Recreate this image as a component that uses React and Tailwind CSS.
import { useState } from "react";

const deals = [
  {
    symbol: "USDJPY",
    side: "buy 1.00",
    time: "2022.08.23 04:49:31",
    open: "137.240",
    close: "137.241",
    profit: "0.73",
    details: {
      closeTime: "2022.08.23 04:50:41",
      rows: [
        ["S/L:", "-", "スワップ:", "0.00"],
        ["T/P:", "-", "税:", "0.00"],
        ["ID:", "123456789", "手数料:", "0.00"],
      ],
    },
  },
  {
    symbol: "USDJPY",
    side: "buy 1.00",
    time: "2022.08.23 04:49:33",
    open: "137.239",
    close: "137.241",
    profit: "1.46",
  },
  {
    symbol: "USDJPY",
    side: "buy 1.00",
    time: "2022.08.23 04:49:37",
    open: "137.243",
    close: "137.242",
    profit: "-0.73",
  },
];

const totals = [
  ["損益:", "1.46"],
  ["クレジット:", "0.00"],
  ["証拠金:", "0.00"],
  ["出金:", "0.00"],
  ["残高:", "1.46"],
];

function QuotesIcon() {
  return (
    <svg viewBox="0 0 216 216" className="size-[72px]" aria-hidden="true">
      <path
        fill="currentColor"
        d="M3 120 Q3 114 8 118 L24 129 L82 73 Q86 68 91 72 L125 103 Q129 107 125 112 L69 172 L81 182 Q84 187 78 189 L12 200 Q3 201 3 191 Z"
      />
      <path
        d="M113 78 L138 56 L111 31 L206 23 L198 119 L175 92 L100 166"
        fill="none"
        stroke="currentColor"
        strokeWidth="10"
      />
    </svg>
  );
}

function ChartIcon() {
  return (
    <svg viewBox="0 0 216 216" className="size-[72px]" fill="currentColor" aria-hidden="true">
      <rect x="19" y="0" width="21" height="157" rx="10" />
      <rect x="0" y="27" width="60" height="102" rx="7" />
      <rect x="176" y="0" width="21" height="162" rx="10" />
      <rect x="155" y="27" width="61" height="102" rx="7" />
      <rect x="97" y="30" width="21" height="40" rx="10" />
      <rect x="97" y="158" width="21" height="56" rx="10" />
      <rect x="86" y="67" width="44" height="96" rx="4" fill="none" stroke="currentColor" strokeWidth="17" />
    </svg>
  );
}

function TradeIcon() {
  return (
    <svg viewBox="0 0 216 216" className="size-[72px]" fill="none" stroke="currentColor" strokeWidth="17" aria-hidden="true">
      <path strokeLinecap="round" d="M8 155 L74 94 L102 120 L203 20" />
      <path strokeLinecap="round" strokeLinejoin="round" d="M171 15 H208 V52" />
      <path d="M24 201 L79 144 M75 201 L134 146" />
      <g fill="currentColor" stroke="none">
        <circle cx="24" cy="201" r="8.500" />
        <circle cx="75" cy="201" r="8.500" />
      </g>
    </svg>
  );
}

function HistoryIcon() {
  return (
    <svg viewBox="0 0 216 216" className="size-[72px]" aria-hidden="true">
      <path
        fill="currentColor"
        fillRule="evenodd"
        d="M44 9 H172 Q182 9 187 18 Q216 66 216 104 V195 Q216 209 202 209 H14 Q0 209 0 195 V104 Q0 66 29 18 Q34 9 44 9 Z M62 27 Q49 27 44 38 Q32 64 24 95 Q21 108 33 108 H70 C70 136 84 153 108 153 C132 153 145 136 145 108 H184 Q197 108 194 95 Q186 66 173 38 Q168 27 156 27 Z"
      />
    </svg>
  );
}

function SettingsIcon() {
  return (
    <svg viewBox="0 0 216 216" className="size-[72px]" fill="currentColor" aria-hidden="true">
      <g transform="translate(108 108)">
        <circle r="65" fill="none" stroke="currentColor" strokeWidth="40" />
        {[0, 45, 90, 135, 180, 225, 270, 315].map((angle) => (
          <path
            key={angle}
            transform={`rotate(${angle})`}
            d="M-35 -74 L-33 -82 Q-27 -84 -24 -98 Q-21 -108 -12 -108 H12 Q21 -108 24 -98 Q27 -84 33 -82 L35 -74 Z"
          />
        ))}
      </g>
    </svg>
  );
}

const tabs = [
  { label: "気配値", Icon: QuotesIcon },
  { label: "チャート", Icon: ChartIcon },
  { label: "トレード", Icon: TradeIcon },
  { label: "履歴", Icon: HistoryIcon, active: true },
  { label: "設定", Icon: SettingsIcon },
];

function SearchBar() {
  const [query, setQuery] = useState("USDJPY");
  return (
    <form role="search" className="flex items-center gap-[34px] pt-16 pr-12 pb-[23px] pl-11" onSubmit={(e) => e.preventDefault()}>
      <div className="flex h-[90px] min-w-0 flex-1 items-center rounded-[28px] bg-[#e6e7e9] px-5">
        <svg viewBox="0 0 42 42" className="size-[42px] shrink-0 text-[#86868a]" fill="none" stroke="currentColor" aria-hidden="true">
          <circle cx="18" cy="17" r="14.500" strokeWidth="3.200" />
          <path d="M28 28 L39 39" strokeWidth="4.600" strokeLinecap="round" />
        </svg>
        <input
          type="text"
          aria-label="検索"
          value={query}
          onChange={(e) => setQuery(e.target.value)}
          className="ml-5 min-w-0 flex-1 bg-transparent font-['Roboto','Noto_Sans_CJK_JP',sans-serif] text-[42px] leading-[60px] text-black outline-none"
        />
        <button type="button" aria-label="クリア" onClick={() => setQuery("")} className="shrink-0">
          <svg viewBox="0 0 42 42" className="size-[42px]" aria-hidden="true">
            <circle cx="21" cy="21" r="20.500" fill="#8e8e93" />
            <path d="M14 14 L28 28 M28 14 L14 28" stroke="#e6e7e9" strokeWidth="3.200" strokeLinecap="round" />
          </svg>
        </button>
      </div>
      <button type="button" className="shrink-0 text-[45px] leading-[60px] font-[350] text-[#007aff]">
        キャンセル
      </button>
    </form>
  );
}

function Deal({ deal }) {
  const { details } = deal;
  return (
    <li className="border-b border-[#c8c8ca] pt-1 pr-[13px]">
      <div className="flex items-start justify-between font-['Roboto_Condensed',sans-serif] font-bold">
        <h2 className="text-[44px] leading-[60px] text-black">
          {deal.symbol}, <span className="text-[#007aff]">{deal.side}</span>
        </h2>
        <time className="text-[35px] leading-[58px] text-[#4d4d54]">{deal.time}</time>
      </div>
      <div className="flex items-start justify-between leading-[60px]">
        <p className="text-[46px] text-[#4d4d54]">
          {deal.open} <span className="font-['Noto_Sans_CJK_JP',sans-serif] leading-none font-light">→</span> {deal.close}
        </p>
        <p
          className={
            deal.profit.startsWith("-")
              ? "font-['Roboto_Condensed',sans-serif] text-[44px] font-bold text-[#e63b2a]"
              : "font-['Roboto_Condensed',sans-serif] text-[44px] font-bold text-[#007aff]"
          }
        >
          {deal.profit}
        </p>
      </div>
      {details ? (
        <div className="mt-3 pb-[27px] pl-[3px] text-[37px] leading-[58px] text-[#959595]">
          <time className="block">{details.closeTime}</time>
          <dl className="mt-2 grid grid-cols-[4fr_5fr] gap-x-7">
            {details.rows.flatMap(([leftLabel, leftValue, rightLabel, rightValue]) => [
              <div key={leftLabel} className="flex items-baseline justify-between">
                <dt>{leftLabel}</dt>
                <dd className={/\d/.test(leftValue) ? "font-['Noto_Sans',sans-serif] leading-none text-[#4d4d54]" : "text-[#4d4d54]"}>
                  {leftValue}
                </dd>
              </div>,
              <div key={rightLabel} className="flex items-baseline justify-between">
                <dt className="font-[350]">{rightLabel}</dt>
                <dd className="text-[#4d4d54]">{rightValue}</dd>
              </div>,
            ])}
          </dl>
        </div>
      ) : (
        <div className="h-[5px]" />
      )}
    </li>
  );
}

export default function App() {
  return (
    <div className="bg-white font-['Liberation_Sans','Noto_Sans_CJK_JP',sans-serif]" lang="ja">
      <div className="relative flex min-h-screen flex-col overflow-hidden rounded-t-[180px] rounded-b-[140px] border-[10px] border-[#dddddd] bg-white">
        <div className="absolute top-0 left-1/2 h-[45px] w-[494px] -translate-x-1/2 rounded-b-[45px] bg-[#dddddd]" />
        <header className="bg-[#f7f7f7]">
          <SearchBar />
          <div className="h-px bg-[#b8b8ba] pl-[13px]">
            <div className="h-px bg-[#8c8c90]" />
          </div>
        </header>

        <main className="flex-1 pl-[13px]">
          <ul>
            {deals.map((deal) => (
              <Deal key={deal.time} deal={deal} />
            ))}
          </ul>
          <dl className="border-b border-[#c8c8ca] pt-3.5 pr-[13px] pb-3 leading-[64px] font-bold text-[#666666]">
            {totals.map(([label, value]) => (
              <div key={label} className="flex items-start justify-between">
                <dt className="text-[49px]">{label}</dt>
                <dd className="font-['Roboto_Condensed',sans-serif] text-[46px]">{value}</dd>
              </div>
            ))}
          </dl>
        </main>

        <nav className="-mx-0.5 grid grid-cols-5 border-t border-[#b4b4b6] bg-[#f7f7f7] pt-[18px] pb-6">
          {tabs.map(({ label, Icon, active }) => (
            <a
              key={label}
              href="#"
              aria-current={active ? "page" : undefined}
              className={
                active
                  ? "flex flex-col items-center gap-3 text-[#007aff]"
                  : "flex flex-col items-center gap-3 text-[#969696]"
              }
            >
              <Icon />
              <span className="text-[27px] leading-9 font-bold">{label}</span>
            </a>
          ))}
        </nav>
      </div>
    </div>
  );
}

----------------

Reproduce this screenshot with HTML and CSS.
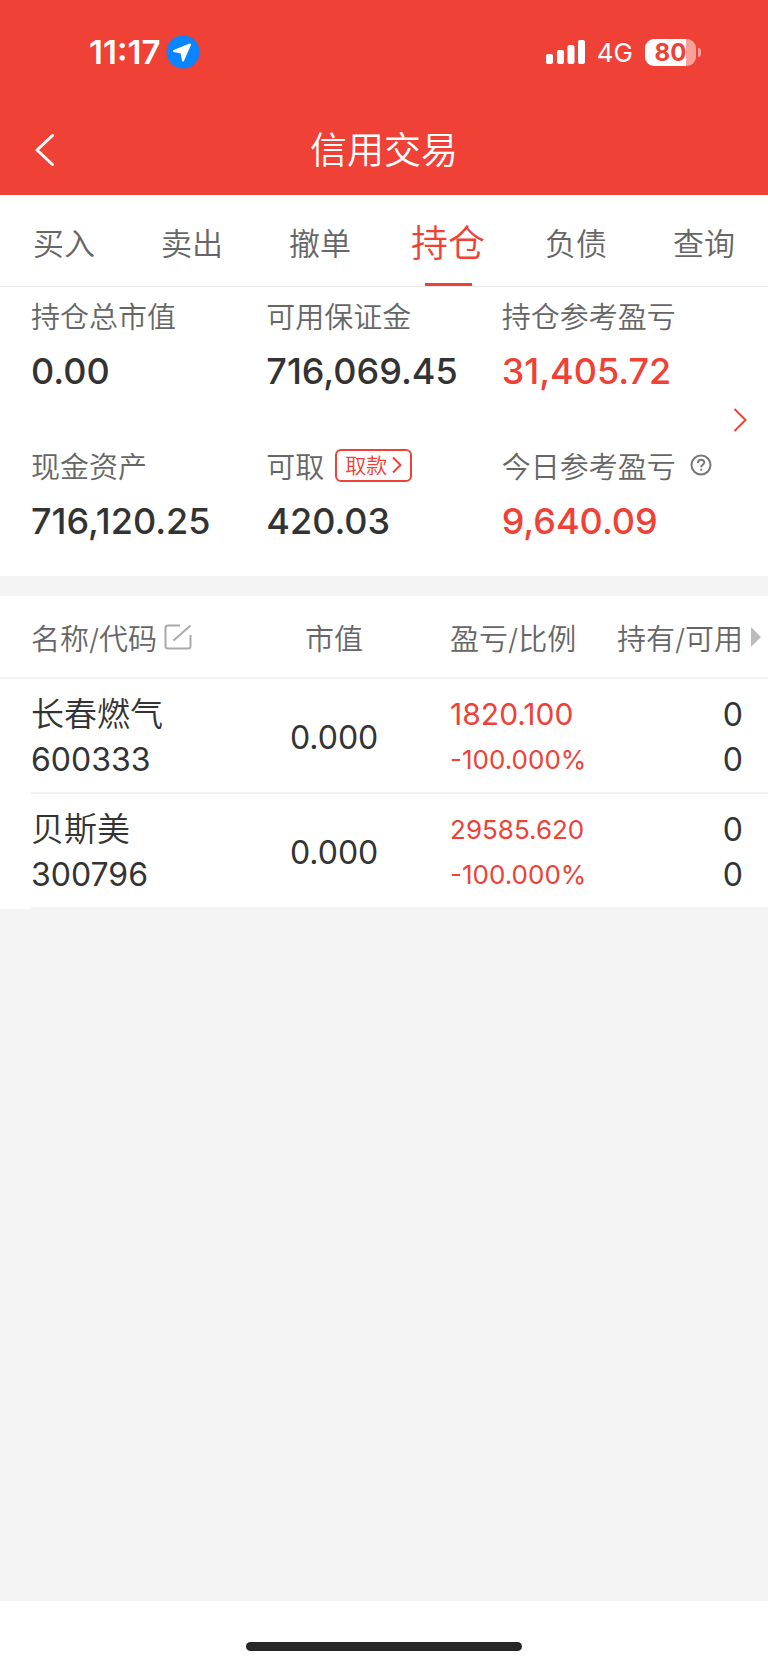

----------------

▶ _STATED EXERCISE_
Pull out every line in the material above where "this" occurs.

▶ _FINISHED EXERCISE_
Recreate this image as a component that uses React and Tailwind CSS.
Reproduce this screenshot with HTML and CSS.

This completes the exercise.